◆ **Task requirements**
Review the listing and copy each line that holds the word "components".

◆ **Dataset section**
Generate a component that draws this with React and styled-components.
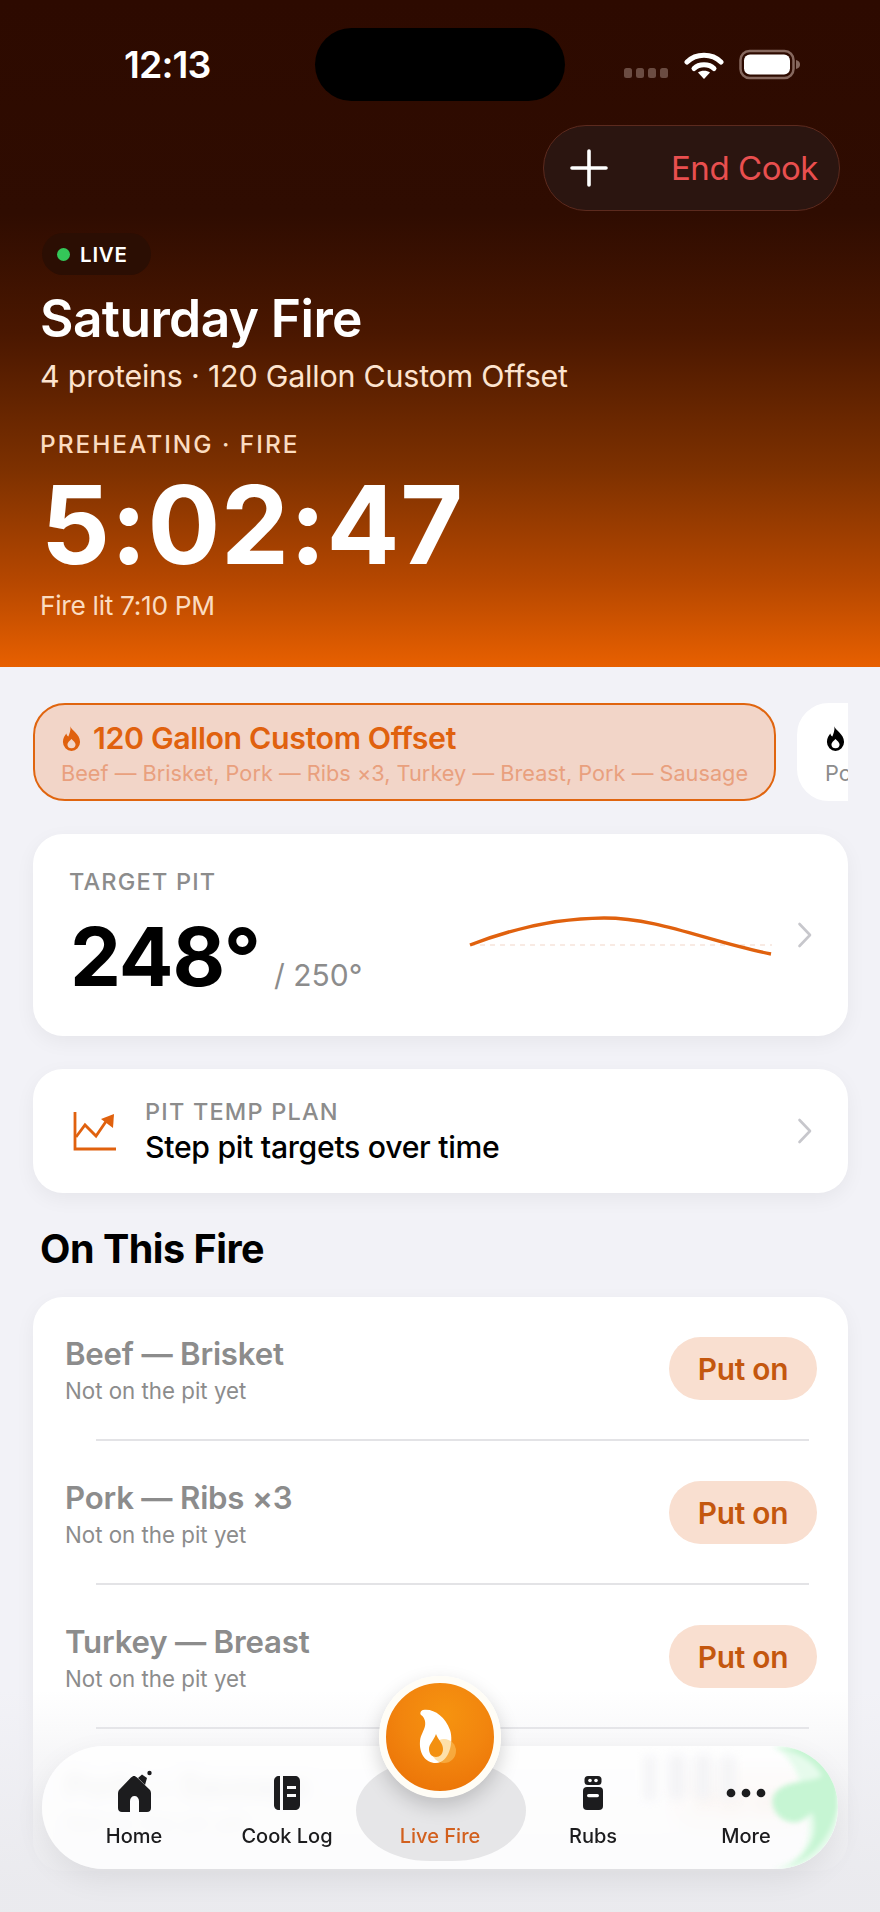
import React from "react";
import styled, { createGlobalStyle } from "styled-components";

const Global = createGlobalStyle`
  html, body { margin: 0; padding: 0; background: #f2f2f7; }
  * { box-sizing: border-box; }
`;

const Page = styled.div`
  position: relative;
  width: 880px;
  height: 1912px;
  overflow: hidden;
  background: #f2f2f7;
  font-family: Inter, "Liberation Sans", sans-serif;
`;

const Hero = styled.header`
  height: 667px;
  padding-top: 28px;
  background: linear-gradient(180deg, #2d0a00 0%, #2f0c01 32%, #4a1700 50%, #7c3000 70%, #b54700 87%, #e86000 100%);
  color: #fff;
`;

const StatusBar = styled.div`
  display: grid;
  grid-template-columns: 1fr 250px 1fr;
  height: 73px;
  align-items: center;
`;

const Time = styled.div`
  padding-left: 124px;
  font-size: 37.5px;
  font-weight: 600;
  letter-spacing: -0.9px;
`;

const Island = styled.div`
  height: 73px;
  border-radius: 37px;
  background: #000;
`;

const StatusIcons = styled.div`
  display: flex;
  align-items: center;
  padding-left: 59px;
`;

const EndRow = styled.div`
  display: flex;
  justify-content: flex-end;
  margin-top: 24px;
  padding-right: 40px;
`;

const EndButton = styled.div`
  width: 297px;
  height: 86px;
  display: flex;
  align-items: center;
  justify-content: space-between;
  padding: 0 21px 0 26px;
  border-radius: 43px;
  background: #2b1510;
  border: 1.5px solid #5c2a1e;
  color: #e94f4f;
  font-size: 33px;
  font-weight: 400;
  letter-spacing: -0.45px;
`;

const HeroBody = styled.div`
  padding-left: 40px;
`;

const LiveBadge = styled.div`
  display: inline-flex;
  align-items: center;
  gap: 10px;
  width: 109px;
  height: 42px;
  margin: 22px 0 0 2px;
  padding-left: 15px;
  border-radius: 21px;
  background: #2b0e03;
  font-size: 20.5px;
  font-weight: 600;
  letter-spacing: 0.8px;
`;

const LiveDot = styled.span`
  width: 13px;
  height: 13px;
  border-radius: 50%;
  background: #34c759;
`;

const HeroTitle = styled.h1`
  margin: 15px 0 0;
  font-size: 51.5px;
  line-height: 56px;
  font-weight: 600;
  letter-spacing: -0.6px;
`;

const HeroSub = styled.div`
  margin-top: 12px;
  font-size: 30.4px;
  line-height: 36px;
  color: #fde4cf;
  letter-spacing: -0.2px;
`;

const Eyebrow = styled.div`
  margin-top: 35px;
  font-size: 24.4px;
  line-height: 30px;
  font-weight: 500;
  letter-spacing: 2px;
  color: #fbdcc0;
`;

const Timer = styled.div`
  margin: 8px 0 0 1px;
  font-size: 108px;
  line-height: 116px;
  font-weight: 700;
  letter-spacing: 0.7px;
`;

const FireLit = styled.div`
  margin-top: 7px;
  font-size: 26.3px;
  line-height: 32px;
  color: #fbdcc0;
  letter-spacing: -0.3px;
`;

const Content = styled.main`
  padding: 36px 32px 0 33px;
`;

const Selector = styled.div`
  display: flex;
  gap: 21px;
  overflow: hidden;
`;

const FireTab = styled.div`
  flex: 0 0 ${(p) => (p.$active ? "743px" : "200px")};
  height: 98px;
  padding: 15px 0 0 26px;
  border-radius: 32px;
  background: ${(p) => (p.$active ? "#f2d5c8" : "#fff")};
  border: 2px solid ${(p) => (p.$active ? "#e0650f" : "#fff")};
`;

const TabTitle = styled.div`
  display: flex;
  align-items: center;
  gap: 8px;
  margin-left: -3px;
  font-size: 30.3px;
  line-height: 36px;
  font-weight: 600;
  letter-spacing: -0.35px;
  color: ${(p) => (p.$active ? "#e0610e" : "#000")};
  white-space: nowrap;
`;

const TabSub = styled.div`
  margin-top: 2px;
  font-size: 21.7px;
  line-height: 30px;
  white-space: nowrap;
  color: ${(p) => (p.$active ? "#e9a07e" : "#8c8c8c")};
  letter-spacing: 0.02px;
`;

const Card = styled.section`
  margin-top: 33px;
  border-radius: 30px;
  background: #fff;
  box-shadow: 0 6px 20px rgba(0, 0, 0, 0.05);
`;

const TargetCard = styled(Card)`
  height: 202px;
  display: flex;
  align-items: center;
  padding: 0 35px 0 36px;
`;

const TargetInfo = styled.div`
  flex: 1;
`;

const SmallLabel = styled.div`
  font-size: 23.5px;
  line-height: 28px;
  font-weight: 500;
  letter-spacing: 1.2px;
  color: #8c8c8c;
`;

const ValueRow = styled.div`
  display: flex;
  align-items: baseline;
  gap: 14px;
  margin-top: 16px;
  padding-left: 1px;
`;

const Value = styled.div`
  font-size: 81px;
  line-height: 90px;
  font-weight: 700;
  color: #000;
  letter-spacing: -1px;
`;

const ValueOf = styled.div`
  font-size: 30px;
  color: #8c8c8c;
`;

const Chart = styled.svg`
  flex: none;
  margin: 5px 24px 0 0;
`;

const PlanCard = styled(Card)`
  height: 124px;
  display: flex;
  align-items: center;
  gap: 28px;
  padding: 0 35px 0 40px;
`;

const PlanText = styled.div`
  flex: 1;
`;

const PlanTitle = styled.div`
  margin-top: 3px;
  font-size: 30.2px;
  line-height: 36px;
  font-weight: 500;
  letter-spacing: -0.3px;
  color: #000;
`;

const Heading = styled.h2`
  margin: 34px 0 0 7px;
  font-size: 39.5px;
  line-height: 44px;
  font-weight: 650;
  letter-spacing: -0.5px;
  color: #000;
`;

const ListCard = styled(Card)`
  margin-top: 26px;
`;

const Row = styled.div`
  height: 142px;
  display: flex;
  align-items: center;
  justify-content: space-between;
  padding: 0 31px 0 32px;
`;

const RowInfo = styled.div`
  padding-top: 3px;
`;

const Separator = styled.div`
  height: 2px;
  margin: 0 39px 0 63px;
  background: #e3e3e6;
`;

const RowTitle = styled.div`
  font-size: 31.2px;
  line-height: 38px;
  font-weight: 600;
  letter-spacing: -0.2px;
  color: #8c8c8c;
`;

const RowSub = styled.div`
  margin-top: 4px;
  font-size: 22.3px;
  line-height: 28px;
  color: #8c8c8c;
`;

const PutOn = styled.div`
  width: 148px;
  height: 63px;
  display: flex;
  align-items: center;
  justify-content: center;
  padding-top: 2px;
  border-radius: 32px;
  background: #f9dfd0;
  color: #c4570e;
  font-size: 29.8px;
  font-weight: 600;
  letter-spacing: -0.2px;
`;

const BottomFade = styled.div`
  position: absolute;
  left: 0;
  right: 0;
  bottom: 0;
  height: 222px;
  background: linear-gradient(180deg, rgba(236, 236, 240, 0) 0%, rgba(236, 236, 240, 0.45) 30%, rgba(234, 234, 238, 0.97) 88%);
  pointer-events: none;
`;

const Nav = styled.nav`
  position: absolute;
  left: 42px;
  top: 1746px;
  width: 796px;
  height: 123px;
  display: grid;
  grid-template-columns: repeat(5, 153px);
  padding: 28px 0 0 15.5px;
  border-radius: 62px;
  background: rgba(255, 255, 255, 0.82);
  backdrop-filter: blur(7px);
  box-shadow: 0 10px 30px rgba(0, 0, 0, 0.07);
`;

const GlowClip = styled.div`
  position: absolute;
  inset: 0;
  overflow: hidden;
  border-radius: 62px;
  pointer-events: none;
`;

const Glow = styled.svg`
  position: absolute;
  right: 0;
  top: 0;
  filter: blur(2.5px);
`;

const Smear = styled.svg`
  position: absolute;
  left: 598px;
  top: 4px;
  filter: blur(5px);
`;

const NavItem = styled.div`
  position: relative;
  display: flex;
  flex-direction: column;
  align-items: center;
  gap: 12px;
  color: ${(p) => (p.$active ? "#d2601e" : "#1c1c1e")};
  font-size: 20px;
  font-weight: 500;
  line-height: 24px;
  ${(p) =>
    p.$active &&
    `&::before {
      content: "";
      position: absolute;
      left: -8px;
      right: -9px;
      top: -14px;
      height: 101px;
      border-radius: 85px / 58px;
      background: #e6e6e8;
    }`}
`;

const IconBox = styled.div`
  position: relative;
  width: 40px;
  height: 38px;
  display: flex;
  align-items: center;
  justify-content: center;
`;

const NavLabel = styled.span`
  position: relative;
`;

const Fab = styled.div`
  position: absolute;
  left: 337px;
  top: -70px;
  width: 122px;
  height: 122px;
  display: flex;
  align-items: center;
  justify-content: center;
  border-radius: 50%;
  border: 7px solid #fffdf6;
  background: radial-gradient(circle at 55% 30%, #f6930f 0%, #f2850e 45%, #e96d05 100%);
  box-shadow: 0 8px 20px rgba(0, 0, 0, 0.18);
`;

const Flame = ({ size = 24, color = "currentColor" }) => (
  <svg width={size} height={size} viewBox="0 0 24 24" style={{ flex: "none" }}>
    <path
      fill={color}
      fillRule="evenodd"
      d="M11 1c.6 3.7 8.6 6.5 8.6 14a7.6 8 0 0 1-15.2 0c0-3.4 1.6-5.6 3-7.5.3 1.4.9 2.3 1.8 2.7C10 8 11.6 4.8 11 1ZM12 12.4c-1.9 1.9-3.6 3.2-3.6 5a3.6 3.3 0 0 0 7.2 0c0-1.8-1.8-3.1-3.6-5Z"
    />
  </svg>
);

const Chevron = () => (
  <svg width="16" height="26" viewBox="0 0 16 26" style={{ flex: "none" }}>
    <path d="M2.5 2 L13 13 L2.5 24" fill="none" stroke="#c7c7cc" strokeWidth="2.6" strokeLinecap="round" strokeLinejoin="round" />
  </svg>
);

const Wifi = () => (
  <svg width="40" height="30" viewBox="0 0 40 30">
    <path d="M3 12 C12 3 28 3 37 12" fill="none" stroke="#fff" strokeWidth="5" strokeLinecap="round" />
    <path d="M10 18.5 C15 13.5 25 13.5 30 18.5" fill="none" stroke="#fff" strokeWidth="5" strokeLinecap="round" />
    <path d="M14 22.5 C17 20 23 20 26 22.5 L20 29 Z" fill="#fff" />
  </svg>
);

const Signal = () => (
  <svg width="44" height="30" viewBox="0 0 44 30" style={{ marginRight: 16 }}>
    {[0, 12, 24, 36].map((x) => (
      <rect key={x} x={x} y="18" width="8" height="10" rx="2.5" fill="#6b4c42" />
    ))}
  </svg>
);

const Battery = () => (
  <svg width="62" height="32" viewBox="0 0 62 32" style={{ marginLeft: 15 }}>
    <rect x="1.5" y="2" width="53" height="27" rx="9" fill="none" stroke="#86685e" strokeWidth="2.5" />
    <rect x="5" y="5.5" width="46" height="20" rx="6" fill="#fff" />
    <path d="M57 11 C60 11.5 61 13.5 61 15.5 C61 17.5 60 19.5 57 20 Z" fill="#86685e" />
  </svg>
);

const Plus = () => (
  <svg width="38" height="38" viewBox="0 0 38 38">
    <path d="M19 2 V36 M2 19 H36" stroke="#fff" strokeWidth="3.6" strokeLinecap="round" />
  </svg>
);

const Spark = () => (
  <Chart width="304" height="44" viewBox="0 0 304 44">
    <path d="M1 29 H303" stroke="#f6e3da" strokeWidth="1.6" strokeDasharray="5 5" fill="none" />
    <path d="M1 29 C45 12 90 2 135 2 C190 2 240 26 302 38" stroke="#e0610e" strokeWidth="3.4" fill="none" />
  </Chart>
);

const PlanIcon = () => (
  <svg width="44" height="40" viewBox="0 0 44 40" style={{ flex: "none" }}>
    <path d="M2 1 V38 H43" fill="none" stroke="#e0610e" strokeWidth="2.8" />
    <path d="M3 26 L12 14 L23 25 L34 9" fill="none" stroke="#e0610e" strokeWidth="2.8" />
    <path d="M28 8 L41 3 L40 17 Z" fill="#e0610e" />
  </svg>
);

const HomeIcon = () => (
  <svg width="40" height="38" viewBox="0 0 40 38" style={{ overflow: "visible" }}>
    <path
      fill="#1c1c1e"
      d="M20 2 C21 2 22 2.6 23 3.5 L35.5 15.5 C36.5 16.5 37 18 37 19.5 V34 C37 36.5 35.5 38 33 38 H25 V27 C25 24 23 22 20.5 22 C18 22 16 24 16 27 V38 H8 C5.5 38 4 36.5 4 34 V19.5 C4 18 4.5 16.5 5.5 15.5 L17 3.5 C18 2.6 19 2 20 2 Z"
    />
    <path fill="#1c1c1e" d="M24 4 L28 0.5 L33 4 L31 11 Z" />
    <circle cx="35.5" cy="-1" r="2.2" fill="#1c1c1e" />
  </svg>
);

const LogIcon = () => (
  <svg width="28" height="36" viewBox="0 0 28 36">
    <path fill="#1c1c1e" d="M6 1 H7 V35 H6 C3 35 1 33 1 30 V6 C1 3 3 1 6 1 Z" />
    <path fillRule="evenodd" fill="#1c1c1e" d="M10 1 H22 C25 1 27 3 27 6 V30 C27 33 25 35 22 35 H10 Z M14 11 H23 V14 H14 Z M14 19 H23 V22 H14 Z" />
  </svg>
);

const RubsIcon = () => (
  <svg width="22" height="36" viewBox="0 0 22 36">
    <rect x="2.5" y="1" width="17" height="9" rx="3.5" fill="#1c1c1e" />
    <circle cx="8" cy="5.5" r="1.8" fill="#fff" />
    <circle cx="14" cy="5.5" r="1.8" fill="#fff" />
    <rect x="1" y="12" width="20" height="23" rx="4" fill="#1c1c1e" />
    <rect x="5" y="19" width="12" height="3.2" rx="1.6" fill="#fff" />
  </svg>
);

const MoreIcon = () => (
  <svg width="44" height="12" viewBox="0 0 44 12">
    <circle cx="5.5" cy="6" r="4.8" fill="#1c1c1e" />
    <circle cx="22" cy="6" r="4.8" fill="#1c1c1e" />
    <circle cx="38.5" cy="6" r="4.8" fill="#1c1c1e" />
  </svg>
);

const FabFlame = () => (
  <svg width="44" height="58" viewBox="0 0 44 58">
    <path fill="#fff" d="M5 2 C15 0 27 8 32 22 C36 34 31 55 18 55 C7 55 1 45 2 33 C2.5 27 6 23 7 18 C8 13 6 9 3 7 C1.5 5 3 2.5 5 2 Z" />
    <circle cx="26" cy="43" r="12" fill="#fcc765" opacity="0.55" />
    <path fill="#f39010" d="M18 26 C20 32 25 35 25 41 C25 46 22 49 18 49 C14 49 11 46 11 41 C11 36 15.5 33 18 26 Z" />
  </svg>
);

const rows = ["Beef — Brisket", "Pork — Ribs ×3", "Turkey — Breast", "Pork — Sausage"];

const tabs = [
  { label: "Home", icon: <HomeIcon /> },
  { label: "Cook Log", icon: <LogIcon /> },
  { label: "Live Fire", icon: null, active: true },
  { label: "Rubs", icon: <RubsIcon /> },
  { label: "More", icon: <MoreIcon /> },
];

export default function App() {
  return (
    <Page>
      <Global />
      <Hero>
        <StatusBar>
          <Time>12:13</Time>
          <Island />
          <StatusIcons>
            <Signal />
            <Wifi />
            <Battery />
          </StatusIcons>
        </StatusBar>
        <EndRow>
          <EndButton>
            <Plus />
            <span>End Cook</span>
          </EndButton>
        </EndRow>
        <HeroBody>
          <LiveBadge>
            <LiveDot />
            LIVE
          </LiveBadge>
          <HeroTitle>Saturday Fire</HeroTitle>
          <HeroSub>4 proteins · 120 Gallon Custom Offset</HeroSub>
          <Eyebrow>PREHEATING · FIRE</Eyebrow>
          <Timer>5:02:47</Timer>
          <FireLit>Fire lit 7:10 PM</FireLit>
        </HeroBody>
      </Hero>
      <Content>
        <Selector>
          <FireTab $active>
            <TabTitle $active>
              <Flame size={27} />
              120 Gallon Custom Offset
            </TabTitle>
            <TabSub $active>Beef — Brisket, Pork — Ribs ×3, Turkey — Breast, Pork — Sausage</TabSub>
          </FireTab>
          <FireTab>
            <TabTitle>
              <Flame size={27} />
              Pork
            </TabTitle>
            <TabSub>Pork — Ribs</TabSub>
          </FireTab>
        </Selector>
        <TargetCard>
          <TargetInfo>
            <SmallLabel>TARGET PIT</SmallLabel>
            <ValueRow>
              <Value>248°</Value>
              <ValueOf>/ 250°</ValueOf>
            </ValueRow>
          </TargetInfo>
          <Spark />
          <Chevron />
        </TargetCard>
        <PlanCard>
          <PlanIcon />
          <PlanText>
            <SmallLabel>PIT TEMP PLAN</SmallLabel>
            <PlanTitle>Step pit targets over time</PlanTitle>
          </PlanText>
          <Chevron />
        </PlanCard>
        <Heading>On This Fire</Heading>
        <ListCard>
          {rows.map((name, i) => (
            <React.Fragment key={name}>
              {i > 0 && <Separator />}
              <Row>
                <RowInfo>
                  <RowTitle>{name}</RowTitle>
                  <RowSub>Not on the pit yet</RowSub>
                </RowInfo>
                <PutOn>Put on</PutOn>
              </Row>
            </React.Fragment>
          ))}
        </ListCard>
      </Content>
      <BottomFade />
      <Nav>
        <GlowClip>
          <Smear width="104" height="56" viewBox="0 0 104 56">
            <g fill="#f4f4f6">
              <rect x="4" y="6" width="12" height="44" />
              <rect x="28" y="4" width="18" height="46" rx="8" />
              <rect x="54" y="4" width="18" height="46" rx="8" />
              <rect x="80" y="6" width="16" height="44" rx="6" />
            </g>
          </Smear>
          <Glow width="70" height="123" viewBox="0 0 70 123">
            <path fill="#e6fbec" d="M4 0 H70 V123 H4 C30 118 44 100 40 74 L30 30 C24 16 16 6 4 0 Z" />
            <path fill="#c6f5d3" d="M6 2 C26 4 46 14 54 30 C44 36 30 34 16 40 C6 45 3 52 5 60 C8 72 20 78 30 76 C36 74 40 70 44 66 C50 80 48 104 20 120 C44 112 62 94 70 62 V0 Z" />
          </Glow>
        </GlowClip>
        {tabs.map((t) => (
          <NavItem key={t.label} $active={t.active}>
            <IconBox>{t.icon}</IconBox>
            <NavLabel>{t.label}</NavLabel>
          </NavItem>
        ))}
        <Fab>
          <FabFlame />
        </Fab>
      </Nav>
    </Page>
  );
}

◆ **Worked solution**
Generate a component that draws this with React and styled-components.
import styled, { createGlobalStyle } from "styled-components";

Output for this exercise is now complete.